▸ **Work instructions**:
Your task is to give the listing below back word for word, pictures excluded.

▸ **Source data**:
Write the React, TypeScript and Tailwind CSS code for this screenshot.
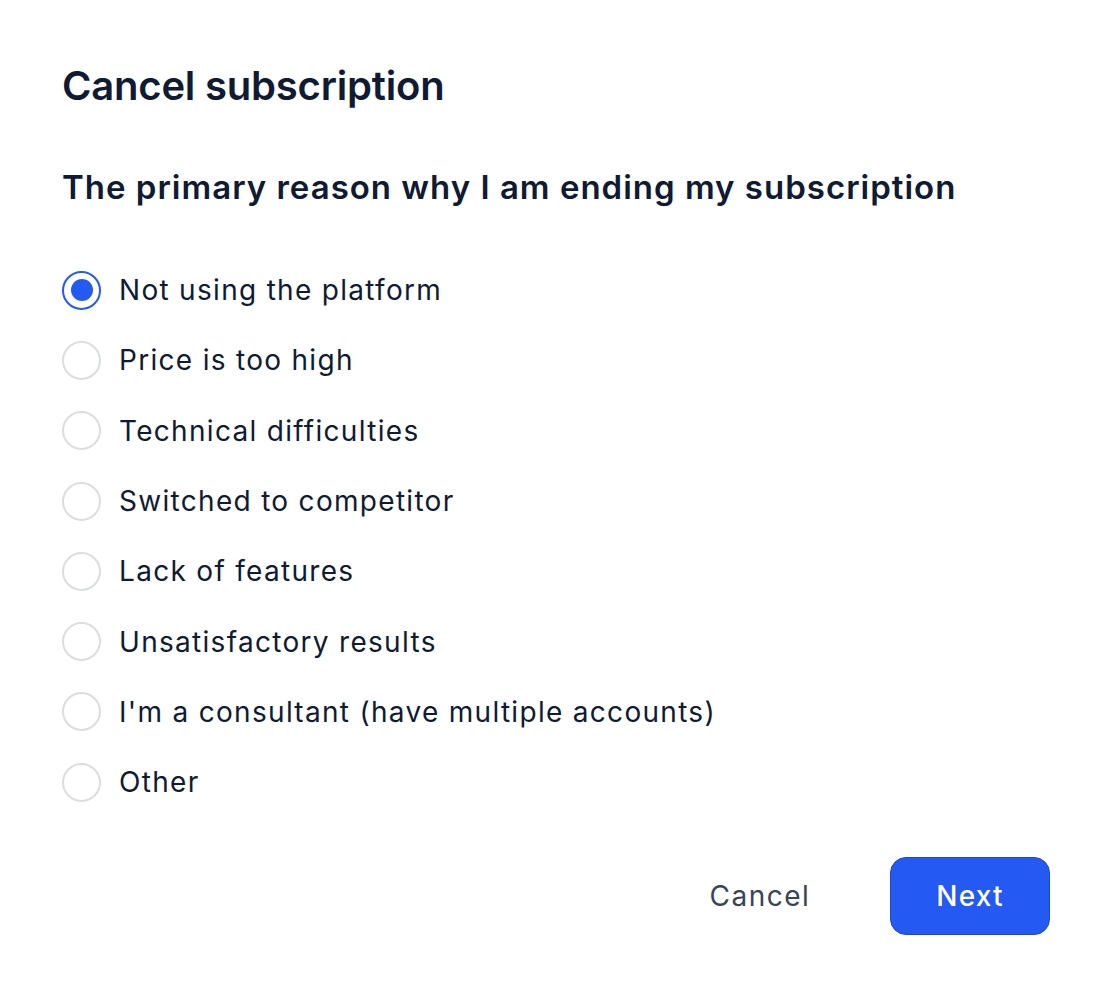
import { useState } from "react";

const reasons = [
  "Not using the platform",
  "Price is too high",
  "Technical difficulties",
  "Switched to competitor",
  "Lack of features",
  "Unsatisfactory results",
  "I'm a consultant (have multiple accounts)",
  "Other",
];

export default function App() {
  const [selected, setSelected] = useState(0);

  return (
    <div className="min-h-[992px] w-full bg-white font-['Inter','Noto_Sans',sans-serif] text-[#0f1a33]">
      <div className="flex flex-col pl-[62px] pr-[64px] pt-[63px]">
        <h1 className="text-[40px] font-semibold leading-[46px] tracking-[-0.2px]">Cancel subscription</h1>

        <h2 className="mt-[58px] text-[33px] font-semibold leading-[40px] tracking-[1px]">
          The primary reason why I am ending my subscription
        </h2>

        <div className="mt-[48px] flex flex-col">
          {reasons.map((reason, i) => (
            <label
              key={reason}
              className="flex h-[70.3px] cursor-pointer items-center gap-[18px]"
              onClick={() => setSelected(i)}
            >
              <span
                className={
                  selected === i
                    ? "flex h-[39px] w-[39px] shrink-0 items-center justify-center rounded-full border-2 border-[#2459f4]"
                    : "flex h-[39px] w-[39px] shrink-0 items-center justify-center rounded-full border-2 border-[#dcdde1]"
                }
              >
                {selected === i && <span className="h-[22px] w-[22px] rounded-full bg-[#2459f4]" />}
              </span>
              <span className="text-[28px] leading-[36px] tracking-[1.3px]">{reason}</span>
            </label>
          ))}
        </div>

        <div className="mt-[40px] flex items-center justify-end gap-[50px]">
          <button className="h-[78px] w-[160px] text-[28px] tracking-[1.5px] text-[#3a4357]">Cancel</button>
          <button className="h-[78px] w-[160px] rounded-[16px] border border-[#1d48cc] bg-[#2459f4] text-[28px] font-medium tracking-[1.2px] text-white">
            Next
          </button>
        </div>
      </div>
    </div>
  );
}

▸ **Problem solution**:
Write the React, TypeScript and Tailwind CSS code for this screenshot.
import { useState } from "react";

const reasons = [
  "Not using the platform",
  "Price is too high",
  "Technical difficulties",
  "Switched to competitor",
  "Lack of features",
  "Unsatisfactory results",
  "I'm a consultant (have multiple accounts)",
  "Other",
];

export default function App() {
  const [selected, setSelected] = useState(0);

  return (
    <div className="min-h-[992px] w-full bg-white font-['Inter','Noto_Sans',sans-serif] text-[#0f1a33]">
      <div className="flex flex-col pl-[62px] pr-[64px] pt-[63px]">
        <h1 className="text-[40px] font-semibold leading-[46px] tracking-[-0.2px]">Cancel subscription</h1>

        <h2 className="mt-[58px] text-[33px] font-semibold leading-[40px] tracking-[1px]">
          The primary reason why I am ending my subscription
        </h2>

        <div className="mt-[48px] flex flex-col">
          {reasons.map((reason, i) => (
            <label
              key={reason}
              className="flex h-[70.3px] cursor-pointer items-center gap-[18px]"
              onClick={() => setSelected(i)}
            >
              <span
                className={
                  selected === i
                    ? "flex h-[39px] w-[39px] shrink-0 items-center justify-center rounded-full border-2 border-[#2459f4]"
                    : "flex h-[39px] w-[39px] shrink-0 items-center justify-center rounded-full border-2 border-[#dcdde1]"
                }
              >
                {selected === i && <span className="h-[22px] w-[22px] rounded-full bg-[#2459f4]" />}
              </span>
              <span className="text-[28px] leading-[36px] tracking-[1.3px]">{reason}</span>
            </label>
          ))}
        </div>

        <div className="mt-[40px] flex items-center justify-end gap-[50px]">
          <button className="h-[78px] w-[160px] text-[28px] tracking-[1.5px] text-[#3a4357]">Cancel</button>
          <button className="h-[78px] w-[160px] rounded-[16px] border border-[#1d48cc] bg-[#2459f4] text-[28px] font-medium tracking-[1.2px] text-white">
            Next
          </button>
        </div>
      </div>
    </div>
  );
}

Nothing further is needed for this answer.